On 15 March 2013, Fr. Jalics made a public statement on the occasion of the election of his former superior, who as Pope had taken the same name (Ferenc is Hungarian for Francis), describing how they met up again years later and had concelebrated Mass together: "Ich bin mit den Geschehnissen versöhnt und betrachte sie meinerseits als abgeschlossen." ("I have been reconciled to the events and from my side consider them closed.") Fr. Jalics wished God's providential blessing on the Pope: "Ich wünsche Papst Franziskus Gottes reichen Segen für sein Amt." (signed) P. Franz Jalics SJ, 15. März 2013 ("I hope God will bless Pope Francis abundantly in his duties") Fr.
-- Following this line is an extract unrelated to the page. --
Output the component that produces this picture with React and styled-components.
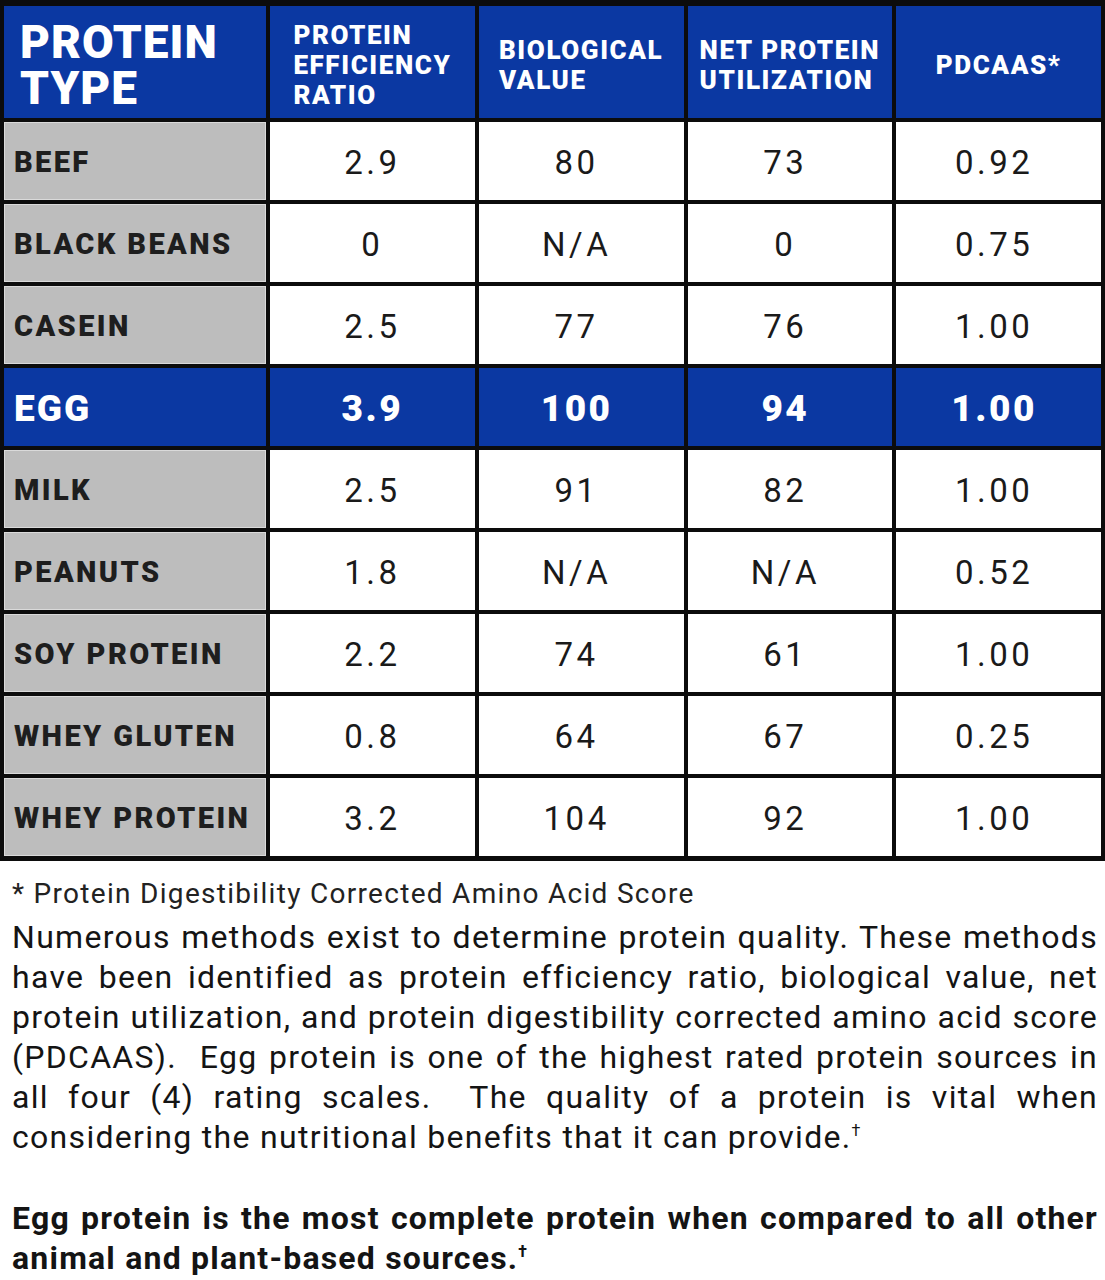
import React from "react";
import styled, { createGlobalStyle } from "styled-components";

const GlobalStyle = createGlobalStyle`
  body {
    margin: 0;
    background: #ffffff;
    font-family: Roboto, "Liberation Sans", Arial, sans-serif;
  }
`;

// 전체 레이아웃
const Page = styled.div`
  width: 1105px;
  background: #ffffff;
  color: #1c1c1c;
`;

// 표
const Table = styled.div`
  display: grid;
  grid-template-columns: 262px repeat(4, 1fr);
  grid-template-rows: 112px repeat(9, 78px);
  gap: 4px 4px;
  padding: 6px 4px 5px 4px;
  background: #0c0c0c;
  box-sizing: border-box;
`;

const HeadCell = styled.div`
  background: #0b38a2;
  color: #ffffff;
  display: flex;
  align-items: center;
  justify-content: ${(p) => (p.$first ? "flex-start" : "center")};
  padding: ${(p) => (p.$first ? "6px 16px 0" : "6px 8px 0")};
  font-weight: 900;
  font-size: ${(p) => (p.$first ? "46px" : "26px")};
  line-height: ${(p) => (p.$first ? "46px" : "30px")};
  letter-spacing: ${(p) => (p.$first ? "1px" : "1.6px")};
  text-align: left;
`;

const LabelCell = styled.div`
  background: ${(p) => (p.$hl ? "#0b38a2" : "#bdbdbd")};
  color: ${(p) => (p.$hl ? "#ffffff" : "#1e1e1e")};
  box-shadow: ${(p) => (p.$hl ? "none" : "inset 0 0 0 1px #dadada")};
  display: flex;
  align-items: center;
  padding: 2px 10px 0;
  font-weight: 900;
  font-size: ${(p) => (p.$hl ? "37px" : "29px")};
  letter-spacing: ${(p) => (p.$hl ? "2px" : "2.4px")};
  white-space: nowrap;
`;

const ValueCell = styled.div`
  background: ${(p) => (p.$hl ? "#0b38a2" : "#ffffff")};
  color: ${(p) => (p.$hl ? "#ffffff" : "#1a1a1a")};
  display: flex;
  align-items: center;
  justify-content: center;
  padding: 2px ${(p) => (p.$shift ? "9px" : "0")} 0 0;
  font-weight: ${(p) => (p.$hl ? 900 : 400)};
  font-size: ${(p) => (p.$hl ? "37px" : "33px")};
  letter-spacing: ${(p) => (p.$hl ? "2.5px" : "3.5px")};
`;

// 아래 설명 텍스트
const Notes = styled.div`
  padding: 13px 7px 0 12px;
`;

const Footnote = styled.div`
  font-size: 28px;
  line-height: 40px;
  letter-spacing: 1.3px;
  color: #222222;
`;

const Paragraph = styled.div`
  margin-top: ${(p) => (p.$bold ? "41px" : "3px")};
  font-size: 32px;
  line-height: 40px;
  letter-spacing: ${(p) => (p.$bold ? "1.2px" : "1.3px")};
  font-weight: ${(p) => (p.$bold ? 700 : 400)};
  color: #141414;
`;

const Line = styled.div`
  white-space: nowrap;
  text-align: ${(p) => (p.$last ? "left" : "justify")};
  text-align-last: ${(p) => (p.$last ? "left" : "justify")};
`;

const Dagger = styled.sup`
  font-size: 16px;
  line-height: 0;
  vertical-align: 12px;
`;

const headers = [
  ["PROTEIN", "TYPE"],
  ["PROTEIN", "EFFICIENCY", "RATIO"],
  ["BIOLOGICAL", "VALUE"],
  ["NET PROTEIN", "UTILIZATION"],
  ["PDCAAS*"],
];

const rows = [
  { name: "BEEF", values: ["2.9", "80", "73", "0.92"] },
  { name: "BLACK BEANS", values: ["0", "N/A", "0", "0.75"] },
  { name: "CASEIN", values: ["2.5", "77", "76", "1.00"] },
  { name: "EGG", values: ["3.9", "100", "94", "1.00"], hl: true },
  { name: "MILK", values: ["2.5", "91", "82", "1.00"] },
  { name: "PEANUTS", values: ["1.8", "N/A", "N/A", "0.52"] },
  { name: "SOY PROTEIN", values: ["2.2", "74", "61", "1.00"] },
  { name: "WHEY GLUTEN", values: ["0.8", "64", "67", "0.25"] },
  { name: "WHEY PROTEIN", values: ["3.2", "104", "92", "1.00"] },
];

const bodyLines = [
  "Numerous methods exist to determine protein quality. These methods",
  "have been identified as protein efficiency ratio, biological value, net",
  "protein utilization, and protein digestibility corrected amino acid score",
  "(PDCAAS).\u00a0 Egg protein is one of the highest rated protein sources in",
  "all four (4) rating scales.\u00a0 The quality of a protein is vital when",
];

const App = () => {
  return (
    <Page>
      <GlobalStyle />
      <Table>
        {headers.map((lines, i) => (
          <HeadCell key={i} $first={i === 0}>
            <div>
              {lines.map((l) => (
                <div key={l}>{l}</div>
              ))}
            </div>
          </HeadCell>
        ))}

        {rows.map((row) => (
          <React.Fragment key={row.name}>
            <LabelCell $hl={row.hl}>{row.name}</LabelCell>
            {row.values.map((v, j) => (
              <ValueCell key={j} $hl={row.hl} $shift={j > 0}>
                {v}
              </ValueCell>
            ))}
          </React.Fragment>
        ))}
      </Table>

      <Notes>
        <Footnote>* Protein Digestibility Corrected Amino Acid Score</Footnote>
        <Paragraph>
          {bodyLines.map((l) => (
            <Line key={l}>{l}</Line>
          ))}
          <Line $last>
            considering the nutritional benefits that it can provide.
            <Dagger>†</Dagger>
          </Line>
        </Paragraph>
        <Paragraph $bold>
          <Line>Egg protein is the most complete protein when compared to all other</Line>
          <Line $last>
            animal and plant-based sources.<Dagger>†</Dagger>
          </Line>
        </Paragraph>
      </Notes>
    </Page>
  );
};

export default App;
Jalics subsequently elaborated on his experiences, in particular how a female lay catechist was culpable for their denunciations, "Wie ich in meiner früheren Erklärung deutlich gemacht habe, sind wir wegen einer Katechetin verhaftet worden, die zuerst mit uns zusammenarbeitete und später in die Guerilla eintrat [aufgrund eines Übersetzungsfehlers wurde sie in der vorigen Erklärung als Mann bezeichnet]." ("As I made perfectly clear in my prior statement, we were arrested because of a female catechist, who had at first collaborated with us and then later joined the guerillas [whose identity, owing to a translation error, was characterized as male in the earlier statement].") The second public statement was issued a week later, on 20 March 2013, also through the Jesuits' German Province.

==In fiction==
The 2019 film The Two Popes shows different aspects of the life of Jorge Bergoglio, with Lisandro Fiks playing Jalics. Jalics is shown extensively throughout pivotal moments of Bergoglio's spiritual life, from the moment Bergoglio joins the seminary, to a later scene where Bergoglio tries to make the Jesuits, Jalics among them, stop their work with the poor. The film implies that, though Bergoglio did not denounce him directly, he removed the protection of the Church from Jalics' mission, indirectly leading to Jalics' arrest, imprisonment and torture. Near the end, a scene of reconciliation between Bergoglio and Jalics is shown.

== Publications ==

=== In English ===
- Contemplative Retreat. An introduction to the contemplative way to life and to the Jesus prayer (translated by Lucia Wiedenhöver), Longwood: Xulon Press, 2003, ISBN 1-594671-56-7.
- Called to Share in His Life: Introduction to a Contemplative Way of Life and the Jesus Prayer (a Retreat), Mumbai: St Pauls, 2010, ISBN 81-7109-398-1
- The Contemplative Way. Quietly savoring God's presence (translated by Matthias Altrichter), New York: Paulist Press, 2011, ISBN 978-0-809-14722-9.

=== In German ===
- Lernen wir beten: Eine Anleitung, mit Gott ins Gespräch zu kommen, München: Pfeiffer, 1981 ISBN 978-3-7904-0353-4.
- Kontemplative Exerzitien, Würzburg: Echter, 1994, ISBN 978-3-429-01576-3.
- Der kontemplative Weg, Würzburg: Echter, 2006, ISBN 978-3-429-02767-4.
- Miteinander im Glauben wachsen: Anleitung zum geistlichen Begleitgespräch. Aus dem Spanischen von Isabella Jalics, Würzburg: Echter, 2008, ISBN 978-3-429-02988-3.
- Die geistliche Begleitung im Evangelium, Würzburg: Echter, 2012, ISBN 978-3-429-03482-5.

=== In Spanish ===
- Aprendiendo a Orar, San Pablo 1984, ISBN 9788428510097.
- Ejercicios de contemplación. Introducción a la vida contemplativa y a la invocación de Jesús, Ediciones Sígueme 1998, ISBN 9788430113309.
- Cambios en la fe, San Pablo 2007, ISBN 9789508613134.
- El camino de la contemplación, Paulinas 2010, ISBN 9500915766.
- Jesús, maestro de meditación: el acompañamiento espiritual en el evangelio, PPC 2015, ISBN 9788428827935.
- La fase contemplativa de los Ejercicios ignacianos, Cristianisme i Justícia (Fundació Lluís Espinal) 2018, ISBN 978-8497304108.